Grayscale

Isn’t just as important to look for the darkness in someone or something as it is to look for the light? Can a thing have darkness. I think that allowing a thing to have darkness reduces the notion of darkness in people to something beyond their control. It’s possible that is true. That we have no choice but then this entire post won’t be worth writing. 

Let’s assume for the moment that each person can make a choice in their life about what they are going to do next. Let’s also assume there are competing urges (impulses, imperatives, desires, needs) inside the person’s mind. There’s speculation that you adaptive subconscious makes the decision before your consciousness is aware of the choice, but that doesn’t get to the why one of the competing urges wins out over the others. It don’t think it’s binary. When I starting writing this I wanted to say darkness v lightness. It’s not that. There’s a spectrum of choices. It’s not a linear scale though. Some choices are more likely than others. It would be interesting to chart all the choices a person makes when faced with similar issues. How often do they choose one thing or another.

So the scale in its most extreme might show a person making a choice that destroys the world or a choice that saves the world. Highly unlikely and more the domain of fantasy / action stories. Religions of course have these kinds of moments as foundational components of their belief system. He died for us, etc..

So again lets assume the person is a human being only capable of choices that have actual consequences in the world.  Many choices can seem trivial at the moment. We have begun to realize that even small choices can have big impacts. There are a range of therapy’s that attempt to trace back events to the source point of where things went wrong. We tend to see those moments as the person being victimized and as a result of them being a victim of someone else’s choice they proceed to make certain choices until they victimize someone else. It’s an interesting notion that if taken to the logical conclusion will find the first malicious act responsible for all of humanities woes. Again religion addresses this idea in many different ways. People find solace in those explanations as a way of understanding their current situation. 
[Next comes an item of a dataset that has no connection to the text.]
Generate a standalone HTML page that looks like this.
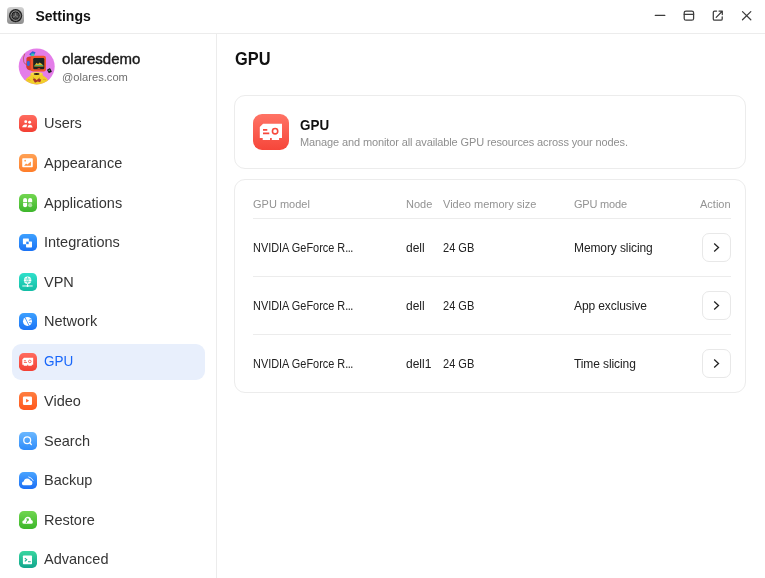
<!DOCTYPE html>
<html><head><meta charset="utf-8">
<style>
*{box-sizing:border-box;margin:0;padding:0}
html,body{width:765px;height:578px;overflow:hidden;background:#fff;font-family:"Liberation Sans",sans-serif;color:#1f1f1f}
#root{position:absolute;left:0;top:0;width:765px;height:578px;background:#fff;will-change:transform;overflow:hidden}
svg{position:absolute;overflow:visible}
#hdrline{position:absolute;left:0;top:33px;width:765px;height:1px;background:#ececec}
#sideline{position:absolute;left:216px;top:34px;width:1px;height:544px;background:#ececec}
#title{position:absolute;left:35.5px;top:7px;font-size:14px;font-weight:bold;color:#111;line-height:18px}
.uname{position:absolute;left:62px;top:50px;font-size:15px;color:#1a1a1a;line-height:18px;-webkit-text-stroke:0.4px #1a1a1a}
.udom{position:absolute;left:62px;top:70.3px;font-size:11.5px;color:#6e6e6e;line-height:14px;transform:scaleX(0.97);transform-origin:0 0}
.item{position:absolute;left:11.5px;width:193.5px;height:36px;border-radius:9px}
.item.sel{background:#e8effc}
.ic{position:absolute;left:7.5px;top:9.6px;width:17.6px;height:17.6px;border-radius:4.8px;overflow:hidden}
.ic svg{left:0;top:0;width:17.6px;height:17.6px}
.item .tx{position:absolute;left:32.5px;top:9.2px;font-size:14.5px;line-height:18px;color:#353535}
.item.sel .tx{color:#1766fa;top:8.9px;transform:scaleX(0.93);transform-origin:0 0}
.h1{position:absolute;left:235px;top:48px;font-size:18px;font-weight:bold;line-height:22px;color:#111;transform:scaleX(0.91);transform-origin:0 0}
.card{position:absolute;left:234px;width:512px;border:1px solid #ececec;border-radius:11px;background:#fff}
.gpuic{position:absolute;left:253px;top:114px;width:36px;height:36px;border-radius:9px;background:linear-gradient(#ff7365,#f6463a);overflow:hidden}
.ct{position:absolute;left:300px;top:116.5px;font-size:14px;font-weight:bold;line-height:17px;color:#111;transform:scaleX(0.96);transform-origin:0 0}
.cd{position:absolute;left:300px;top:135px;font-size:11px;line-height:14px;color:#8f8f8f;letter-spacing:-0.12px}
.th{position:absolute;font-size:11px;color:#939393;line-height:14px;top:197px}
.td{position:absolute;font-size:12px;color:#222;line-height:15px}
.nv{transform:scaleX(0.91);transform-origin:0 0}
.dots{letter-spacing:-0.6px}
.hl{position:absolute;left:253px;width:478px;height:1px;background:#ececec}
.btn{position:absolute;left:702px;width:29px;height:29px;border:1px solid #e8e8e8;border-radius:7px}
.btn svg{left:-1px;top:-1px;width:29px;height:29px}
</style></head><body>
<div id="root">
<div id="hdrline"></div>
<div id="sideline"></div>

<!-- app icon -->
<svg style="left:7px;top:7px" width="17" height="17" viewBox="0 0 17 17">
  <defs><linearGradient id="gapp" x1="0" y1="0" x2="0" y2="1"><stop offset="0" stop-color="#d4d4d4"/><stop offset="1" stop-color="#8c8c8c"/></linearGradient></defs>
  <rect x="0" y="0" width="17" height="17" rx="3.5" fill="url(#gapp)"/>
  <circle cx="8.6" cy="8.6" r="6.6" fill="#1a1a1a"/>
  <circle cx="8.6" cy="8.6" r="5.9" fill="none" stroke="#5a5a5a" stroke-width="0.6" stroke-dasharray="0.6 1"/>
  <circle cx="8.6" cy="8.6" r="4.7" fill="none" stroke="#b5b5b5" stroke-width="0.9"/>
  <circle cx="8.6" cy="8.6" r="3.2" fill="#4a4a4a"/>
  <path d="M8.6 8.6 L8.6 5.6 M8.6 8.6 L11.2 10.1 M8.6 8.6 L6 10.1" stroke="#9a9a9a" stroke-width="0.7"/>
  </svg>
<div id="title">Settings</div>

<!-- window controls -->
<svg style="left:650px;top:5px" width="110" height="22" viewBox="650 5 110 22" fill="none" stroke="#3d3d3d" stroke-width="1.25" stroke-linecap="round" stroke-linejoin="round">
  <path d="M655.3 15.4 H664.8"/>
  <rect x="684.2" y="11" width="9.4" height="9.2" rx="1.8"/>
  <path d="M684.2 14.3 H693.6"/>
  <path d="M716.6 11 H714.6 Q713.3 11 713.3 12.3 V18.9 Q713.3 20.2 714.6 20.2 H720.9 Q722.2 20.2 722.2 18.9 V16.8"/>
  <path d="M716.2 17.4 L722.2 11.2 M719 11.1 H722.3 V14.5"/>
  <path d="M742.5 11.6 L750.8 19.8 M750.8 11.6 L742.5 19.8"/>
</svg>

<!-- avatar -->
<svg style="left:17px;top:46px" width="40" height="40" viewBox="0 0 40 40">
  <defs><clipPath id="avc"><circle cx="19.7" cy="20.4" r="18"/></clipPath></defs>
  <circle cx="19.7" cy="20.4" r="18" fill="#e47de9"/>
  <g clip-path="url(#avc)">
    <path d="M7.5 40 Q8 34 10 32 Q12 30.5 13.5 29.5 L13.6 27.6 Q19.5 25.8 25.6 27.6 L25.8 29.5 Q28 30.5 29.5 32 Q31.5 34 32 40 Z" fill="#f2cf2b"/>
    <path d="M10.5 34 Q12 33 13.5 34.5 M26 33.5 Q27.5 33 29 34" stroke="#c9a21c" stroke-width="0.6" fill="none"/>
    <ellipse cx="19.6" cy="27.6" rx="6" ry="1.6" fill="#f6dc48"/>
    <ellipse cx="19.6" cy="28" rx="3" ry="0.9" fill="#2d2410"/>
    <path d="M16.5 31.6 L17.6 33.8 M22.6 31.6 L21.8 33.8" stroke="#5a4a20" stroke-width="0.5"/>
    <path d="M15.8 33.2 L18 32.6 L19.6 34.2 L21.4 32.6 L24.2 33.4 L23.2 36.2 L20.6 35.4 L18 36.8 Z" fill="#a8342a"/>
    <path d="M7.8 7.6 Q5.6 12 6.8 16 Q7.6 18.5 10 18.5" stroke="#b0583a" stroke-width="0.7" fill="none"/>
    <path d="M9.5 12 Q10 10.8 13 10.5 L15 10.3 L15 24.5 L12.5 24.2 Q9.2 23.5 9.2 20 Z" fill="#d43a2c"/>
    <rect x="10" y="14.9" width="2.7" height="5" rx="1.1" fill="#2f6be0"/>
    <rect x="13.7" y="9.7" width="15.3" height="15.9" rx="2.4" fill="#f0562c"/>
    <rect x="16.2" y="12" width="11.1" height="11.3" rx="1.2" fill="#1d2420"/>
    <path d="M17.2 20 L19.6 16.8 L21 18 L22.6 16.4 L24.6 17.8 L26.5 19.8 L26.5 20.4 L17.2 20.4 Z" fill="#e7b52a"/>
    <path d="M17.8 19.4 H26" stroke="#2fb07a" stroke-width="0.9"/>
    <rect x="20.6" y="22" width="2.6" height="0.8" fill="#e3352b"/>
    <path d="M12.2 8.2 L15.5 5.3 L18.6 6.2 L16.8 9.6 L13.5 9.6 Z" fill="#2d5fd6"/>
    <rect x="14.2" y="7.5" width="3" height="2.5" fill="#37c7b0"/>
    <rect x="30.6" y="22.6" width="3.6" height="4.2" rx="0.6" transform="rotate(-28 32.4 24.7)" fill="#1c1c1c"/>
    <rect x="31.6" y="23.8" width="1.6" height="1.2" transform="rotate(-28 32.4 24.7)" fill="#3da06a"/>
  </g>
</svg>
<div class="uname">olaresdemo</div>
<div class="udom">@olares.com</div>

<!-- menu -->
<div class="item" style="top:105.3px">
  <div class="ic" style="background:linear-gradient(#ff6b5f,#f33f33)"><svg viewBox="0 0 18 18" fill="#fff">
    <circle cx="6.9" cy="6.8" r="1.5"/><path d="M3.3 12.6 Q3.4 9.9 6.4 9.6 L7.6 9.6 Q8.6 9.8 8.2 10.6 L7.6 12.6 Z"/>
    <circle cx="10.9" cy="7.5" r="1.5"/><path d="M8.7 12.7 Q8.9 10.1 11.2 10.1 Q13.6 10.1 14 12.7 Z"/>
  </svg></div>
  <div class="tx">Users</div></div>
<div class="item" style="top:144.9px">
  <div class="ic" style="background:linear-gradient(#ffa154,#ff7e2a)"><svg viewBox="0 0 18 18">
    <rect x="3.3" y="4.4" width="10.8" height="9.1" rx="0.8" fill="#fff"/>
    <rect x="4.3" y="5.4" width="8.8" height="7.1" fill="#fff"/>
    <circle cx="6.3" cy="6.9" r="0.9" fill="#ffa04f"/>
    <path d="M5.2 11.9 L7.2 9.8 L8.6 10.8 L12.2 7.6 L12.2 11.9 Z" fill="#ff9240"/>
  </svg></div>
  <div class="tx">Appearance</div></div>
<div class="item" style="top:184.5px">
  <div class="ic" style="background:linear-gradient(#72d650,#3eb62c)"><svg viewBox="0 0 18 18" fill="#fff">
    <path d="M4.2 8.4 V6.2 Q4.2 4.2 6.2 4.2 Q8.3 4.2 8.3 6.2 V8.4 Z"/>
    <path d="M9.3 8.4 V6.2 Q9.3 4.2 11.4 4.2 Q13.5 4.2 13.5 6.2 V8.4 Z" transform="rotate(0)"/>
    <path d="M4.2 9.3 H8.3 V11.5 Q8.3 13.5 6.2 13.5 Q4.2 13.5 4.2 11.5 Z"/>
    <circle cx="11.4" cy="11.4" r="2.1" fill="#fff" fill-opacity="0.55"/>
  </svg></div>
  <div class="tx">Applications</div></div>
<div class="item" style="top:224.1px">
  <div class="ic" style="background:linear-gradient(#3da0ff,#1a72f5)"><svg viewBox="0 0 18 18">
    <rect x="4" y="4.6" width="6.1" height="6" rx="0.6" fill="#fff"/>
    <rect x="7.2" y="7.6" width="6.1" height="6.1" rx="0.6" fill="#fff"/>
    <rect x="7.4" y="7.8" width="2.5" height="2.6" fill="#2a86fa"/>
  </svg></div>
  <div class="tx">Integrations</div></div>
<div class="item" style="top:263.7px">
  <div class="ic" style="background:linear-gradient(#2fe0cb,#13bda4)"><svg viewBox="0 0 18 18">
    <circle cx="8.8" cy="7.5" r="3.8" fill="#fff"/>
    <path d="M8.8 4.2 Q7.2 7.5 8.8 10.8 Q10.4 7.5 8.8 4.2 M5.4 6.2 H12.2 M5.4 8.8 H12.2" stroke="#22cdb4" stroke-width="0.5" fill="none"/>
    <path d="M8.8 11 V13.2 M3.4 13.3 H14" stroke="#fff" stroke-width="1"/>
    <circle cx="8.8" cy="13.3" r="1" fill="#fff"/>
  </svg></div>
  <div class="tx">VPN</div></div>
<div class="item" style="top:303.3px">
  <div class="ic" style="background:linear-gradient(#3ca0ff,#1b73f5)"><svg viewBox="0 0 18 18">
    <circle cx="8.7" cy="8.6" r="4.6" fill="#fff"/>
    <path d="M6.2 4.7 L10.2 12.8 M10 7.5 L12.7 6.6 M10.4 9.6 L13 10.4" stroke="#2a86fa" stroke-width="0.8" fill="none"/>
  </svg></div>
  <div class="tx">Network</div></div>
<div class="item sel" style="top:343.6px">
  <div class="ic" style="background:linear-gradient(#ff6b5f,#f33f33)"><svg viewBox="0 0 36 36">
    <path d="M10.1 9.8 H29 V24 H26.1 V25.9 H18.8 V24 H17 V25.9 H9.7 V24 H6.8 V13.1 Z" fill="#fff"/>
    <path d="M10 15.9 H14.3 M10 19.3 H16.3" stroke="#f6493c" stroke-width="1.7"/>
    <circle cx="22.1" cy="17.2" r="2.65" fill="none" stroke="#f6493c" stroke-width="1.6"/>
  </svg></div>
  <div class="tx">GPU</div></div>
<div class="item" style="top:382.9px">
  <div class="ic" style="background:linear-gradient(#ff7e40,#ff571c)"><svg viewBox="0 0 18 18">
    <rect x="4" y="4.5" width="9.3" height="8.8" rx="1.3" fill="#fff"/>
    <path d="M7.3 7 L10.4 8.9 L7.3 10.8 Z" fill="#ff6428"/>
  </svg></div>
  <div class="tx">Video</div></div>
<div class="item" style="top:422.5px">
  <div class="ic" style="background:linear-gradient(#6bb8ff,#2f8cfa)"><svg viewBox="0 0 18 18">
    <circle cx="8.4" cy="8.4" r="3.5" fill="none" stroke="#fff" stroke-width="1.3"/>
    <path d="M11.1 11.1 L12.6 12.8" stroke="#fff" stroke-width="1.3" stroke-linecap="round"/>
  </svg></div>
  <div class="tx">Search</div></div>
<div class="item" style="top:462.1px">
  <div class="ic" style="background:linear-gradient(#49a4ff,#1b6ef5)"><svg viewBox="0 0 18 18">
    <path d="M4.6 13.6 Q3 13.6 3 11.8 Q3 10 4.8 9.8 Q5.4 6.6 8.4 6.6 Q10.8 6.6 11.7 8.8 Q13.8 8.9 13.8 11.2 Q13.8 13.6 11.6 13.6 Z" fill="#fff"/>
    <path d="M9.6 4.9 Q13.2 5.8 14.6 9" stroke="#fff" stroke-width="0.9" fill="none"/>
  </svg></div>
  <div class="tx">Backup</div></div>
<div class="item" style="top:501.7px">
  <div class="ic" style="background:linear-gradient(#70d650,#3cb62a)"><svg viewBox="0 0 18 18">
    <path d="M4.8 13 Q3.2 13 3.4 11.1 Q3.6 9.7 5.2 9.4 Q6.2 5.8 9 5.8 Q11.8 5.8 12.6 9.2 Q14.4 9.6 14.2 11.4 Q14 13 12.4 13 Z" fill="#fff"/>
    <path d="M7.6 11.8 L9.2 8.2 M7.9 8.2 H9.4 V9.6" stroke="#45bb33" stroke-width="1" fill="none" stroke-linecap="round"/>
  </svg></div>
  <div class="tx">Restore</div></div>
<div class="item" style="top:541.3px">
  <div class="ic" style="background:linear-gradient(#38d6a0,#12a58d)"><svg viewBox="0 0 18 18">
    <rect x="4" y="4.6" width="9.3" height="8.9" rx="0.7" fill="#fff"/>
    <path d="M5.9 7.3 L7.9 8.9 L5.9 10.6" stroke="#1aaa90" stroke-width="1.1" fill="none"/>
    <path d="M9.2 11 H12" stroke="#1aaa90" stroke-width="1.1"/>
  </svg></div>
  <div class="tx">Advanced</div></div>

<!-- main -->
<div class="h1">GPU</div>
<div class="card" style="top:95px;height:74px"></div>
<div class="gpuic"><svg style="left:0;top:0" width="36" height="36" viewBox="0 0 36 36">
    <path d="M10.1 9.8 H29 V24 H26.1 V25.9 H18.8 V24 H17 V25.9 H9.7 V24 H6.8 V13.1 Z" fill="#fff"/>
    <path d="M10 15.9 H14.3 M10 19.3 H16.3" stroke="#f6493c" stroke-width="1.7"/>
    <circle cx="22.1" cy="17.2" r="2.65" fill="none" stroke="#f6493c" stroke-width="1.6"/>
</svg></div>
<div class="ct">GPU</div>
<div class="cd">Manage and monitor all available GPU resources across your nodes.</div>

<div class="card" style="top:179px;height:214px"></div>
<div class="th" style="left:253px">GPU model</div>
<div class="th" style="left:406px">Node</div>
<div class="th" style="left:443px">Video memory size</div>
<div class="th" style="left:574px;letter-spacing:-0.2px">GPU mode</div>
<div class="th" style="left:700px">Action</div>
<div class="hl" style="top:218px"></div>
<div class="hl" style="top:276px"></div>
<div class="hl" style="top:334px"></div>

<div class="td nv" style="left:253px;top:240.7px">NVIDIA GeForce R<span class="dots">...</span></div>
<div class="td" style="left:406px;top:240.7px">dell</div>
<div class="td" style="left:443px;top:240.7px;transform:scaleX(0.92);transform-origin:0 0">24 GB</div>
<div class="td" style="left:574px;top:240.7px;letter-spacing:-0.1px">Memory slicing</div>
<div class="btn" style="top:233px"><svg viewBox="0 0 29 29"><path d="M12.2 10.6 L16.5 14.5 L12.2 18.4" fill="none" stroke="#222" stroke-width="1.3"/></svg></div>

<div class="td nv" style="left:253px;top:298.7px">NVIDIA GeForce R<span class="dots">...</span></div>
<div class="td" style="left:406px;top:298.7px">dell</div>
<div class="td" style="left:443px;top:298.7px;transform:scaleX(0.92);transform-origin:0 0">24 GB</div>
<div class="td" style="left:574px;top:298.7px;letter-spacing:-0.1px">App exclusive</div>
<div class="btn" style="top:291px"><svg viewBox="0 0 29 29"><path d="M12.2 10.6 L16.5 14.5 L12.2 18.4" fill="none" stroke="#222" stroke-width="1.3"/></svg></div>

<div class="td nv" style="left:253px;top:356.7px">NVIDIA GeForce R<span class="dots">...</span></div>
<div class="td" style="left:406px;top:356.7px">dell1</div>
<div class="td" style="left:443px;top:356.7px;transform:scaleX(0.92);transform-origin:0 0">24 GB</div>
<div class="td" style="left:574px;top:356.7px;letter-spacing:-0.1px">Time slicing</div>
<div class="btn" style="top:349px"><svg viewBox="0 0 29 29"><path d="M12.2 10.6 L16.5 14.5 L12.2 18.4" fill="none" stroke="#222" stroke-width="1.3"/></svg></div>
</div>
</body></html>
Modern therapy attempts to recreate this notion that there is a source using non supernatural means. Confining the explanation to the lived experience of the person. This is interesting in that it almost immediately dismisses the possibility that something beyond the physical world exists. To be sure there is also an entire class of healers who attempt to bridge the gap and include the ephemeral explanations. 

I guess what I am getting at is that all these attempts to explain why we make choices depend on the notion there is a history that can be traced back. That the history is somehow fixed and measurable. That those physical and spiritual descriptions are true. That the accumulation of all these past moments has influence over the next moment. That there is a continuous timeline that always brings us to this moment yet somehow we still have a choice. That the past is fixed and our only issue is to discover the truth about it. What if it’s not fixed. What if the past continues to change?